** Dataset section **
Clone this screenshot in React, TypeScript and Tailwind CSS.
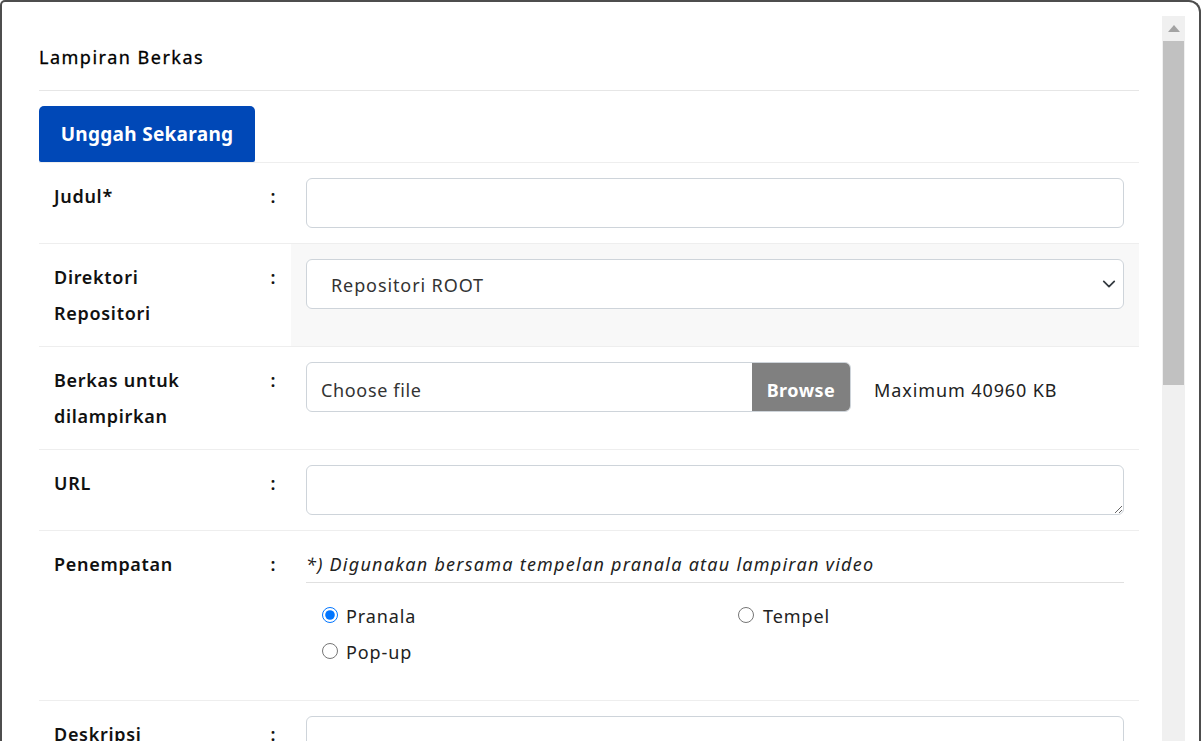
import React from 'react';

function Row({
    label,
    children,
    shaded = false,
}: {
    label: React.ReactNode;
    children: React.ReactNode;
    shaded?: boolean;
}) {
    return (
        <div className="flex border-t border-[#eeeeee]">
            <div className="w-[216px] shrink-0 px-[15px] py-[15px] text-[18px] leading-[36px] font-semibold tracking-[0.7px] text-[#111]">
                {label}
            </div>
            <div className="w-[36px] shrink-0 py-[15px] text-center text-[18px] leading-[36px] font-semibold text-[#111]">
                :
            </div>
            <div className={`flex-1 px-[15px] py-[15px] ${shaded ? 'bg-[#f8f8f8]' : ''}`}>{children}</div>
        </div>
    );
}

const inputCls =
    'block w-full h-[50px] rounded-[6px] border border-[#ced4da] bg-white px-[15px] text-[18px] text-[#333] outline-none';

export default function App() {
    return (
        <div className="w-[1202px] h-[741px] overflow-hidden bg-white font-['Noto_Sans',sans-serif]">
            <div className="mr-px flex h-[780px] rounded-tl-[5px] rounded-tr-[12px] border-l-2 border-r-2 border-t-2 border-[#4d4d4d]">
                <div className="w-[1137px] shrink-0 pl-[37px]">
                    <div className="pt-[42px] pb-[19px] text-[18px] leading-[27px] tracking-[1.5px] text-black [-webkit-text-stroke:0.3px_black]">
                        Lampiran Berkas
                    </div>
                    <div className="border-t border-[#e6e6e6]" />

                    <div className="mt-[15px] border-b border-[#dee2e6]">
                        <button className="h-[56px] w-[216px] rounded-t-[5px] rounded-b-[2px] bg-[#0048b7] text-[19px] font-bold tracking-[0.3px] text-white">
                            Unggah Sekarang
                        </button>
                    </div>

                    <div className="-mt-px">
                        <Row label="Judul*">
                            <input type="text" className={inputCls} />
                        </Row>

                        <Row
                            shaded
                            label={
                                <>
                                    Direktori
                                    <br />
                                    Repositori
                                </>
                            }
                        >
                            <div className="relative">
                                <select className="block h-[50px] w-full appearance-none rounded-[6px] border border-[#ced4da] bg-white pl-[24px] pt-[3px] text-[18px] tracking-[0.9px] text-[#333] outline-none">
                                    <option>Repositori ROOT</option>
                                </select>
                                <svg
                                    className="pointer-events-none absolute right-[8px] top-[18px]"
                                    width="14"
                                    height="14"
                                    viewBox="0 0 16 16"
                                    fill="none"
                                    stroke="#343a40"
                                    strokeWidth="2"
                                    strokeLinecap="round"
                                    strokeLinejoin="round"
                                >
                                    <path d="M2 5l6 6 6-6" />
                                </svg>
                            </div>
                        </Row>

                        <Row
                            label={
                                <>
                                    Berkas untuk
                                    <br />
                                    dilampirkan
                                </>
                            }
                        >
                            <div className="flex items-center">
                                <div className="flex h-[50px] w-[545px] overflow-hidden rounded-[6px] border border-[#ced4da] bg-white">
                                    <div className="flex flex-1 items-center pl-[14px] pt-[7px] text-[18px] tracking-[0.65px] text-[#333]">
                                        Choose file
                                    </div>
                                    <div className="flex w-[98px] items-center justify-center pt-[7px] text-[18px] font-bold tracking-[0.5px] text-white bg-[#808080]">
                                        Browse
                                    </div>
                                </div>
                                <span className="ml-[23px] pt-[7px] text-[18px] tracking-[0.9px] text-[#222]">
                                    Maximum 40960 KB
                                </span>
                            </div>
                        </Row>

                        <Row label="URL">
                            <textarea className="block h-[50px] w-full rounded-[6px] border border-[#ced4da] bg-white px-[15px] text-[18px] outline-none" />
                        </Row>

                        <Row label="Penempatan">
                            <div className="border-b border-[#e0e0e0] text-[18px] leading-[36px] italic tracking-[1.25px] text-[#222]">
                                *) Digunakan bersama tempelan pranala atau lampiran video
                            </div>
                            <div className="mt-[14px] mb-[16px] grid grid-cols-[416px_1fr] pl-[16px] text-[18px] leading-[36px] tracking-[0.9px] text-[#222]">
                                <label className="flex h-[36px] items-center gap-[8px]">
                                    <input type="radio" name="pos" defaultChecked className="m-0 h-[16px] w-[16px]" />
                                    <span className="relative top-[1px]">Pranala</span>
                                </label>
                                <label className="flex h-[36px] items-center gap-[9px]">
                                    <input type="radio" name="pos" className="m-0 h-[16px] w-[16px]" />
                                    <span className="relative top-[1px]">Tempel</span>
                                </label>
                                <label className="flex h-[36px] items-center gap-[8px]">
                                    <input type="radio" name="pos" className="m-0 h-[16px] w-[16px]" />
                                    <span className="relative top-[1px]">Pop-up</span>
                                </label>
                            </div>
                        </Row>

                        <Row label="Deskripsi">
                            <textarea className="block h-[100px] w-full rounded-[6px] border border-[#ced4da] bg-white px-[15px] text-[18px] outline-none" />
                        </Row>
                    </div>
                </div>

                {/* fake scrollbar */}
                <div className="ml-[23px] mt-[14px] flex w-[23px] shrink-0 flex-col bg-[#f0f0f0]">
                    <div className="flex h-[25px] items-center justify-center">
                        <svg width="12" height="7" viewBox="0 0 12 7">
                            <path d="M6 0L12 7H0z" fill="#a3a3a3" />
                        </svg>
                    </div>
                    <div className="mx-px h-[344px] bg-[#c1c1c1]" />
                </div>
            </div>
        </div>
    );
}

** Problem statement **
The pictures should not be reproduced; quote all of the other material exactly.

** Response **
Clone this screenshot in React, TypeScript and Tailwind CSS.
import React from 'react';

function Row({
    label,
    children,
    shaded = false,
}: {
    label: React.ReactNode;
    children: React.ReactNode;
    shaded?: boolean;
}) {
    return (
        <div className="flex border-t border-[#eeeeee]">
            <div className="w-[216px] shrink-0 px-[15px] py-[15px] text-[18px] leading-[36px] font-semibold tracking-[0.7px] text-[#111]">
                {label}
            </div>
            <div className="w-[36px] shrink-0 py-[15px] text-center text-[18px] leading-[36px] font-semibold text-[#111]">
                :
            </div>
            <div className={`flex-1 px-[15px] py-[15px] ${shaded ? 'bg-[#f8f8f8]' : ''}`}>{children}</div>
        </div>
    );
}

const inputCls =
    'block w-full h-[50px] rounded-[6px] border border-[#ced4da] bg-white px-[15px] text-[18px] text-[#333] outline-none';

export default function App() {
    return (
        <div className="w-[1202px] h-[741px] overflow-hidden bg-white font-['Noto_Sans',sans-serif]">
            <div className="mr-px flex h-[780px] rounded-tl-[5px] rounded-tr-[12px] border-l-2 border-r-2 border-t-2 border-[#4d4d4d]">
                <div className="w-[1137px] shrink-0 pl-[37px]">
                    <div className="pt-[42px] pb-[19px] text-[18px] leading-[27px] tracking-[1.5px] text-black [-webkit-text-stroke:0.3px_black]">
                        Lampiran Berkas
                    </div>
                    <div className="border-t border-[#e6e6e6]" />

                    <div className="mt-[15px] border-b border-[#dee2e6]">
                        <button className="h-[56px] w-[216px] rounded-t-[5px] rounded-b-[2px] bg-[#0048b7] text-[19px] font-bold tracking-[0.3px] text-white">
                            Unggah Sekarang
                        </button>
                    </div>

                    <div className="-mt-px">
                        <Row label="Judul*">
                            <input type="text" className={inputCls} />
                        </Row>

                        <Row
                            shaded
                            label={
                                <>
                                    Direktori
                                    <br />
                                    Repositori
                                </>
                            }
                        >
                            <div className="relative">
                                <select className="block h-[50px] w-full appearance-none rounded-[6px] border border-[#ced4da] bg-white pl-[24px] pt-[3px] text-[18px] tracking-[0.9px] text-[#333] outline-none">
                                    <option>Repositori ROOT</option>
                                </select>
                                <svg
                                    className="pointer-events-none absolute right-[8px] top-[18px]"
                                    width="14"
                                    height="14"
                                    viewBox="0 0 16 16"
                                    fill="none"
                                    stroke="#343a40"
                                    strokeWidth="2"
                                    strokeLinecap="round"
                                    strokeLinejoin="round"
                                >
                                    <path d="M2 5l6 6 6-6" />
                                </svg>
                            </div>
                        </Row>

                        <Row
                            label={
                                <>
                                    Berkas untuk
                                    <br />
                                    dilampirkan
                                </>
                            }
                        >
                            <div className="flex items-center">
                                <div className="flex h-[50px] w-[545px] overflow-hidden rounded-[6px] border border-[#ced4da] bg-white">
                                    <div className="flex flex-1 items-center pl-[14px] pt-[7px] text-[18px] tracking-[0.65px] text-[#333]">
                                        Choose file
                                    </div>
                                    <div className="flex w-[98px] items-center justify-center pt-[7px] text-[18px] font-bold tracking-[0.5px] text-white bg-[#808080]">
                                        Browse
                                    </div>
                                </div>
                                <span className="ml-[23px] pt-[7px] text-[18px] tracking-[0.9px] text-[#222]">
                                    Maximum 40960 KB
                                </span>
                            </div>
                        </Row>

                        <Row label="URL">
                            <textarea className="block h-[50px] w-full rounded-[6px] border border-[#ced4da] bg-white px-[15px] text-[18px] outline-none" />
                        </Row>

                        <Row label="Penempatan">
                            <div className="border-b border-[#e0e0e0] text-[18px] leading-[36px] italic tracking-[1.25px] text-[#222]">
                                *) Digunakan bersama tempelan pranala atau lampiran video
                            </div>
                            <div className="mt-[14px] mb-[16px] grid grid-cols-[416px_1fr] pl-[16px] text-[18px] leading-[36px] tracking-[0.9px] text-[#222]">
                                <label className="flex h-[36px] items-center gap-[8px]">
                                    <input type="radio" name="pos" defaultChecked className="m-0 h-[16px] w-[16px]" />
                                    <span className="relative top-[1px]">Pranala</span>
                                </label>
                                <label className="flex h-[36px] items-center gap-[9px]">
                                    <input type="radio" name="pos" className="m-0 h-[16px] w-[16px]" />
                                    <span className="relative top-[1px]">Tempel</span>
                                </label>
                                <label className="flex h-[36px] items-center gap-[8px]">
                                    <input type="radio" name="pos" className="m-0 h-[16px] w-[16px]" />
                                    <span className="relative top-[1px]">Pop-up</span>
                                </label>
                            </div>
                        </Row>

                        <Row label="Deskripsi">
                            <textarea className="block h-[100px] w-full rounded-[6px] border border-[#ced4da] bg-white px-[15px] text-[18px] outline-none" />
                        </Row>
                    </div>
                </div>

                {/* fake scrollbar */}
                <div className="ml-[23px] mt-[14px] flex w-[23px] shrink-0 flex-col bg-[#f0f0f0]">
                    <div className="flex h-[25px] items-center justify-center">
                        <svg width="12" height="7" viewBox="0 0 12 7">
                            <path d="M6 0L12 7H0z" fill="#a3a3a3" />
                        </svg>
                    </div>
                    <div className="mx-px h-[344px] bg-[#c1c1c1]" />
                </div>
            </div>
        </div>
    );
}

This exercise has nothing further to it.